Pushing along the beach, we struggled against a strong headwind, that whipped fine dry sand in an ankle-biting spray along the wet, firm sand left by the retreating tide. It was not the most pleasant stroll on the beach that we have ever done, but was certainly one of the more fascinating in terms of seeing first hand the forces that shape and evolve the sand mass systems that we have been exploring. It looked like the sand taken from the coastline was being dumped at the turbulent sand bar and spit of Inskip Point, the "growing edge" of the Cooloola sandmass.


Low plumes of white sand whipped across the beach by the wind


The homely comfort of Dingo's Backpackers

Rainbow Beach seemed to have been named well; like a rainbow, the more we walked towards it, the further away it seemed! Nonetheless, we finally reached the town beach, right in the middle of a schoolies day out to celebrate the end of their exams. Climbing up the steps, we found ourselves in a pleasant park and only a few hundred metres from Dingo's Backpackers, our home for the next two nights. A little rest and relaxation in the comfort of a proper bed would not go astray at all.


Rainbow Beach (7.5km)

Rainbow Beach is a pretty little tourist town where 90% of the houses seem to be available for holiday letting. Consequently it was quiet in town in this low tourist season, apart from Dingo's Backpackers, where young traveller from all corners of the world gather before heading off to Fraser Island and swap stories upon their return. It is a community unto itself and provides a fascinating glimpse into the life of the backpacker downunder. While having breakfast, we saw a line of 6 "troop-carriers" (large 10-seater 4WDs with two bench seats down each side behind the front seat) lined up in a row and being fitted out for another foray to the island while groups of backpackers were being briefed on how to drive on sand etc - at last we knew where all these convoys of backpackers whose paths we had crossed on the island came from! The hostel itself, with its muralled walls, cheap evening meals and entertainment, bar and pool in a great tropical setting provides a great place to recuperate from whatever adventures the incoming horde have been up to.

Apart from access to Fraser Island and surf fishing, Rainbow Beach boasts a few attractions of its own, notably the tall cliffs of coloured sand (from whence it derived its name) and the Carlo Sandblow. Although a detour from the main itinerary, a visit to both is definite a part of the Great Sandy Walk.

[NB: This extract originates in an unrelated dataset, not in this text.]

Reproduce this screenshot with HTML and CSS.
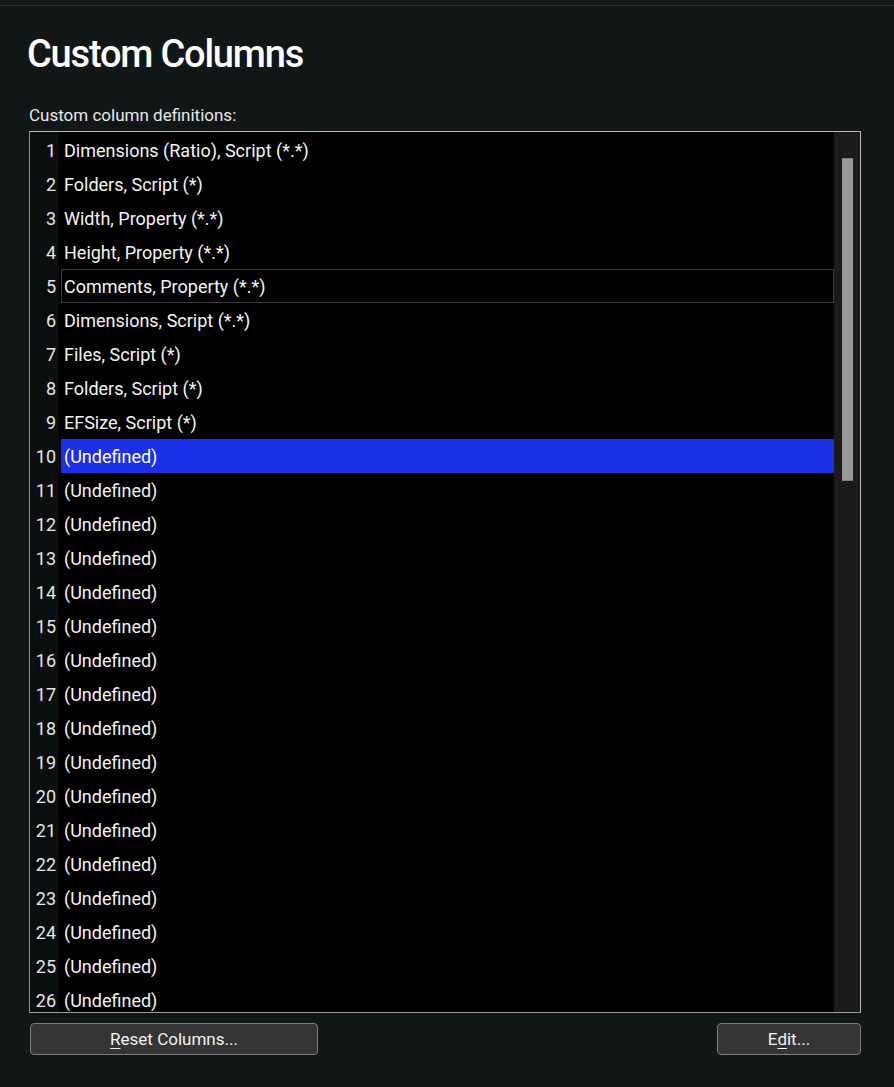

An evening stroll on the Carlo Sandblow

 



Last rays of sun over the Carlo Sandblow


Wind ripples in the sand

We visited the Carlo Sandblow in the evening of the day we arrived, as the soft light of the low western sun highlighted the ripples in the sand. Wandering down the soft cool, sand of the dune, the vista of Double Island Point expanded out in front of us across the deep blue of the sea. At the edge of the sand, the various colours of the jagged sandstone edges provide one last barrier before the cliffs plunged down to the ocean below. As we climbed back up to the access track, the strong south-easterly blew low sheets of sand ahead of us - towards the far end where they dropped over the edge, slowly but surely extending the sandblow into the forest, grain by grain.

The next morning, we headed south from town along the beach to check out the coloured cliffs from below; or at least that was the plan. However, the tides were still enormous and we were forced to traverse a steep-sided dune to round some rocks before being able to drop down onto the beach to wander beneath the red, cream and white cliff slopes.

At the base of the dunes, large black blocks of soft sandstone were being pounded by the rolling surf. Feeling adventurous, we wandered back along the beach past the infamous Mudlo Rocks, graveyard of many 4WDs driven by inexperienced or unwary beach drivers (over 200 vehicles have been wrecked on the beach along this coastline in the past five years according to the local "Wall of Shame"). We played "chicken" with the surf as it surged against the dunes and rocks, leaving no room to manoeuvre, and returned drenched, but happy - childhood relived! Time for a swim in the pool of backpackers.


Rock-hopping in a king tide


Crossing the dunes behind the Mudlo Rocks

Base of the ochre-coloured sand cliffs of Rainbow Beach

Black sandstone silhouette of Mudlo Rocks

Carlo Sandblow was such a inspiring spot, that I returned after lunch to try and capture a different mood and light of the Carlo Sandblow. The contrast between sand and deep blue of the sea was even more striking and the colours of the cliff edge seemed bolder. It had been a great "rest day" and a counter tea at the Rainbow Beach pub overlooking the ocean, listening to the mellow music of "Mojo Soul", topped it off very nicely.